When the handsome and whip-smart Mark Redkin joins the Waverly administration as head of fundraising, he immediately charms his way into the faculty and students’ lives–especially Olivia’s, although she doesn’t share what’s going on. It becomes increasingly obvious that Redkin poses a threat to Kate, too, in a way she can’t reveal and can’t afford to ignore. Mark has his own plan for a bright future and never doubts that he can pull it off. How close can Kate and Olivia get with Mark without having to share their dark pasts?
‘The Hatching’ By Ezekiel Boone
A local guide is leading wealthy tourists through a forest in Peru when a strange, black, skittering mass engulfs him and most of the party. FBI Agent Mike Rich is on a routine stakeout in Minneapolis when he’s suddenly called by the director himself to investigate a mysterious plane crash. A scientist studying earthquakes in India registers an unprecedented pattern in local seismic readings. The US president, her defence and national security advisers and her chief of staff are dumped into crisis mode when China “accidentally” drops a nuclear bomb on a desolate region of its own country. As such unsettling occurrences mount, the president’s old friend (and her chief of staff’s ex-wife), spider expert Melanie Guyer, receives a box at her lab at American University that contains an ancient egg unearthed at a South American dig.
So begins The Hatching, the hair-raising saga of a single week in which an ancient, frighteningly predatory species of spider re-emerges in force. When the unusual egg in Melanie Guyer’s lab begins to vibrate and crack, she finds herself at the epicentre of this apocalyptic natural disaster. Working closely with her ex-husband and his very powerful boss, she has to find some way to stem the brutal tide of man-eating arachnids.
‘I Let You Go’ By Clare Mackintosh
On a rainy afternoon, a mother’s life is shattered as her son slips from her grip and runs into the street . .
I Let You Go follows Jenna Gray as she moves to a ramshackle cottage on the remote Welsh coast, trying to escape the memory of the car accident that plays again and again in her mind and desperate to heal from the loss of her child and the rest of her painful past.

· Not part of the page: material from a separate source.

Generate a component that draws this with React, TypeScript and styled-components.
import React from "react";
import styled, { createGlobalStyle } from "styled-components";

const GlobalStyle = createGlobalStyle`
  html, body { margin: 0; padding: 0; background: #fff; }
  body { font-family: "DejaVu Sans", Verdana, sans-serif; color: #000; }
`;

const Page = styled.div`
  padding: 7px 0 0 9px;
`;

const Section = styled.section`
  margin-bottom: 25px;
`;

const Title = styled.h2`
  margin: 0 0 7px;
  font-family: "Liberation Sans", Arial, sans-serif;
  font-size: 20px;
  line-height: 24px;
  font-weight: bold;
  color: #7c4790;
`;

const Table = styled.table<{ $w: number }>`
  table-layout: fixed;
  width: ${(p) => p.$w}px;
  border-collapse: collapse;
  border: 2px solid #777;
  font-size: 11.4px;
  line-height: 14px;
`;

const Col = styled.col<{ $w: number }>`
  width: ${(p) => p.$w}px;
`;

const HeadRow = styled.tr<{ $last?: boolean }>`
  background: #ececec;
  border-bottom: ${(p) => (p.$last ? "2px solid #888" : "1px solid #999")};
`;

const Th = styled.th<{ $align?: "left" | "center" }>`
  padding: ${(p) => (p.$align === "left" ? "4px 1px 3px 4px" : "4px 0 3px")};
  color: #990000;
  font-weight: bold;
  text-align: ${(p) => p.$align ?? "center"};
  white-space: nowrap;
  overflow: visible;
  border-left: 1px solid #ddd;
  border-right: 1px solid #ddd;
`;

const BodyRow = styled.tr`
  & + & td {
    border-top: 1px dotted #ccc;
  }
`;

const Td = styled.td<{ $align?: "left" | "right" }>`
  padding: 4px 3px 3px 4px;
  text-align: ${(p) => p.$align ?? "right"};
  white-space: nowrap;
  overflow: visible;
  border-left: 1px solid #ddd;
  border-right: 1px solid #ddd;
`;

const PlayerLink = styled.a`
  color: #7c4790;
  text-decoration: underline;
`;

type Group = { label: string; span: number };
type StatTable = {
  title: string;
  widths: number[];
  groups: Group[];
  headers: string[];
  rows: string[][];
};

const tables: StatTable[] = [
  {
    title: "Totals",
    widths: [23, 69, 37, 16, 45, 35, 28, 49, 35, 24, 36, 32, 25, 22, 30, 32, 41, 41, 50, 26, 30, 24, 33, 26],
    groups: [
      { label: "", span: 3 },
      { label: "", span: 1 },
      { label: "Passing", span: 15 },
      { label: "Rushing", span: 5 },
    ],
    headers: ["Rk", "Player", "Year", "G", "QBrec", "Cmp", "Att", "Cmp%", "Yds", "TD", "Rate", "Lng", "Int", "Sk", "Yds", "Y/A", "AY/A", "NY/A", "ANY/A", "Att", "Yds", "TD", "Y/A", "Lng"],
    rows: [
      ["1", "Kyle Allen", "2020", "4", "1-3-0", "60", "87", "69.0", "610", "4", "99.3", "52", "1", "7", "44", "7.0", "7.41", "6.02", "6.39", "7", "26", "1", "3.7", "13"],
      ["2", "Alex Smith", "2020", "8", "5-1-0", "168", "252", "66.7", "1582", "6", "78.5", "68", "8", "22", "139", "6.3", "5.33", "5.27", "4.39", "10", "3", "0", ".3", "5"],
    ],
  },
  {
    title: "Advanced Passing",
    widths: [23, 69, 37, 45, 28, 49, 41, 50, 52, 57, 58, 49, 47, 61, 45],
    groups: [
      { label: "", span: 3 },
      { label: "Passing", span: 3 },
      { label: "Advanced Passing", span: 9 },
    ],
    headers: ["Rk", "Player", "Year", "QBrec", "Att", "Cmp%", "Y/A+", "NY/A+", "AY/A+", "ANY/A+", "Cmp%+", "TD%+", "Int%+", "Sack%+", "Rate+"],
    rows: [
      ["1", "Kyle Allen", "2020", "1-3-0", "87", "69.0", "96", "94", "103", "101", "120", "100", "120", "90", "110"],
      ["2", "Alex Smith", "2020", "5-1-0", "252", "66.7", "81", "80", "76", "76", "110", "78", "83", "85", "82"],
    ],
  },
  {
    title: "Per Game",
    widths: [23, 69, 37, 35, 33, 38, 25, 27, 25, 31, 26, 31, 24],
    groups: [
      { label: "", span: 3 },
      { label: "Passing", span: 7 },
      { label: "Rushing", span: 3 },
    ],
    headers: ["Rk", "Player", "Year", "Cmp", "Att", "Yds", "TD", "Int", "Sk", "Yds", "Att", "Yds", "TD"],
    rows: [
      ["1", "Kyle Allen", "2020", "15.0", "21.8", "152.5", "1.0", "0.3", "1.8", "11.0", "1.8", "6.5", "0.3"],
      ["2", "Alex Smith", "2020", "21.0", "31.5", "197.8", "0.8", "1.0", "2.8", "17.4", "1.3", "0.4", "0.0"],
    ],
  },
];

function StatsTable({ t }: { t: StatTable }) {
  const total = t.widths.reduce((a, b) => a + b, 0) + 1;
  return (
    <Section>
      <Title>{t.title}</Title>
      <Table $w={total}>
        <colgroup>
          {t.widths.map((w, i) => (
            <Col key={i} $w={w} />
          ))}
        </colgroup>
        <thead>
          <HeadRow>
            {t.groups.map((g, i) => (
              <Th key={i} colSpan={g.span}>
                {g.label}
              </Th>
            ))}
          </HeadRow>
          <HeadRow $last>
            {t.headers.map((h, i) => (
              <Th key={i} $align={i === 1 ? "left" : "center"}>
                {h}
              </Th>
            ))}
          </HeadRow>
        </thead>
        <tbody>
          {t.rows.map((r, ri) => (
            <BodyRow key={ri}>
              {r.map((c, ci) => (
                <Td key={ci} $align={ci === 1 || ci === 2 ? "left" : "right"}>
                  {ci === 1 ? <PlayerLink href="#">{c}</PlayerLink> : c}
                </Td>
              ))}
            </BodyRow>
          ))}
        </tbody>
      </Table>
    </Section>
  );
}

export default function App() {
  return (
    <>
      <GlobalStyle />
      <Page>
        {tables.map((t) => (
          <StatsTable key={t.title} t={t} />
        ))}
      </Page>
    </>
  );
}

At the same time, the novel tracks the pair of Bristol police investigators trying to get to the bottom of this hit-and-run. As they chase down one hopeless lead after another, they find themselves as drawn to each other as they are to the frustrating, twist-filled case before them. Elizabeth Haynes, author of Into the Darkest Corner, says, “I read I Let You Go in two sittings; it made me cry (at least twice), made me gasp out loud (once), and above all made me wish I’d written it . . . a stellar achievement.”